Wood in various stages of decomposition is the lifeblood of many forest-dwelling species. New forestry guidelines have lead to an increase in the amount of decaying wood.

Species, which are dependent on dead wood, include a large number of fungi, in particular polypores (bracket fungi) as well as lichens, mosses and insects. Some rare and threatened beetle species use decaying wood for nourishment or as a habitat. Woodpeckers and tits hollow a nest cavity into trees, usually into snags that have died standing. Species such as Tengmalm’s owl, the common goldeneye and the flying squirrel as well as the redstart and the pied flycatcher also nest in hollows that have been excavated by woodpeckers.
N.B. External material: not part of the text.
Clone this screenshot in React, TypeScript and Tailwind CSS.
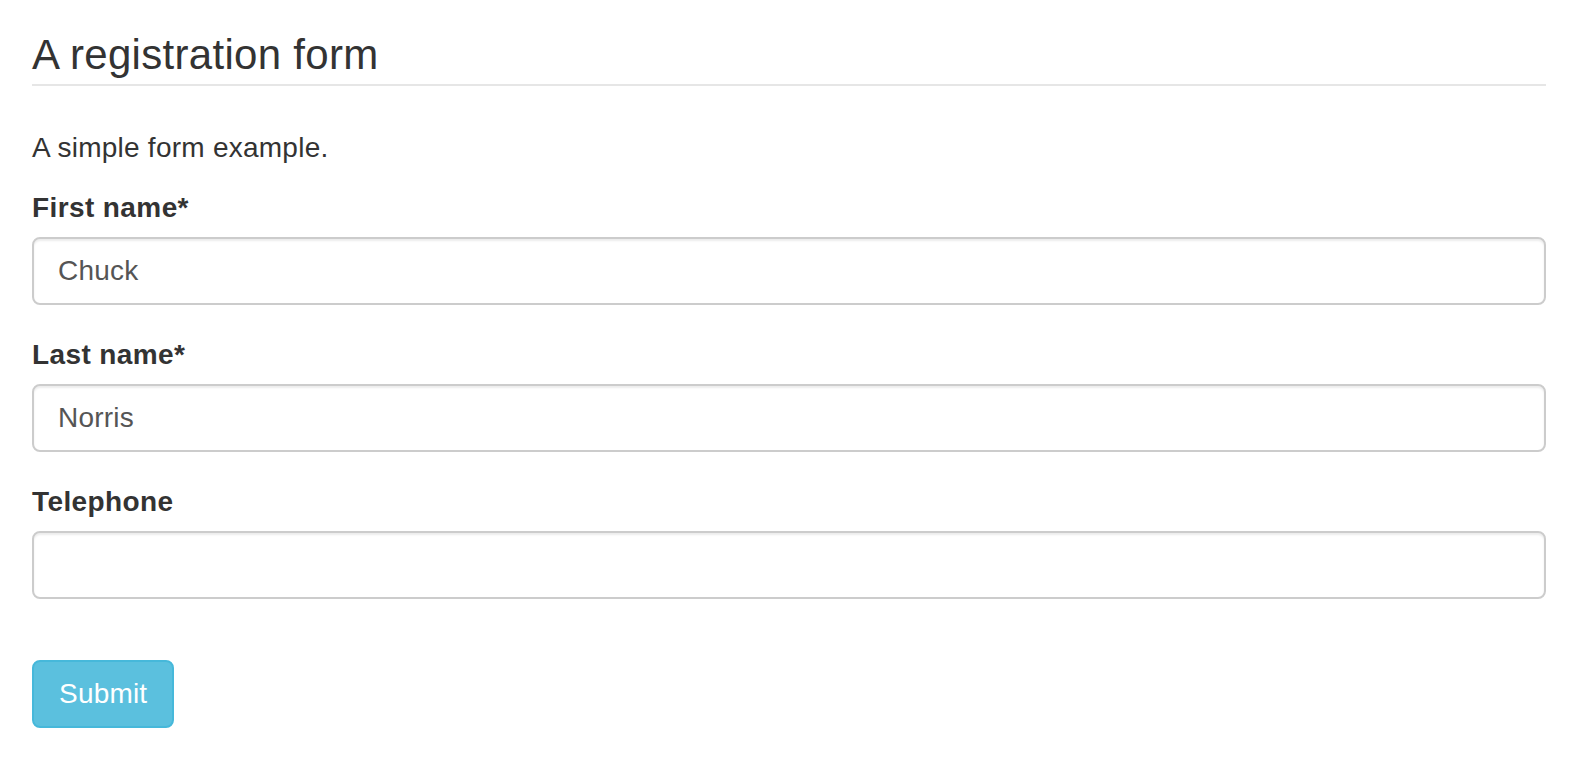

Revised forestry guidelines are already visible in forests

The biodiversity of the forest environment began to be taken into better consideration in forest management during the 1990s. Before this, dead trees would be carefully removed in conjunction with forestry measures because they were thought to spread disease and pests. This is not so, however, especially in the case of broadleaved trees. Decaying sallows and aspens are valuable maintainers of biodiversity. On the other hand, recently logged coniferous trees attract bark beetles, which can cause damage in the surrounding woodlands. An individual wind-felled tree or even several such trees are not of great significance in this respect.

Dead trees retained

Retention trees that are left in the logging sites of today will eventually die and fall, creating decaying wood long into the future. The decomposition process can be speeded up by cutting the tree at a height of a few metres. Research indicates that such man-made snags form a suitable habitat for several threatened beetle species.

Fallen dead trees should be bypassed and left intact in conjunction with soil preparation measures so that various species can take advantage of them. Up to hundreds of different species of organisms can live in a trunk during decomposition.

About a quarter, or some 4,000 – 5,000, of the forest species of Finland are dependent on decaying wood. Some species can survive on standing dead trees, but the majority require sturdy, downfallen dead trees. Many species that depend on dead wood are extremely specialised and can only survive in particular tree species, which are of a specific size and whose decomposition has progressed to a degree that is specifically suitable to them. Once decomposition progresses further, these species need to find a new nearby dead tree that suits their particular requirements with regard to species, size and degree of decomposition. Some beetle and polypore species will only accept rotting wood that has earlier been decomposed by a specific species of fungus.

The microclimate of the location also affects the decomposition process substantially. If dead wood dries too much, it can become useless to several species of polypore fungi, for example. On the other hand, certain species of beetle require trees that have died standing at dry and sun-baked locations.

Amount of dead wood has increased in recent years

According to the Finnish Forest Research Institute, the amount of dead wood in Finnish forests has increased over the last twenty years or so. In Southern Finland, an average of 4.3 m3/ha of deadwood can now be found, while the corresponding amount was 2.8 m3/ha at the end of the 1990s. In Northern Finland, the amount of deadwood is around at 7,3 m3/ha on average. The amount of dead wood in natural-state forests varies according to productivity and location and is about 20-130 m3/ha.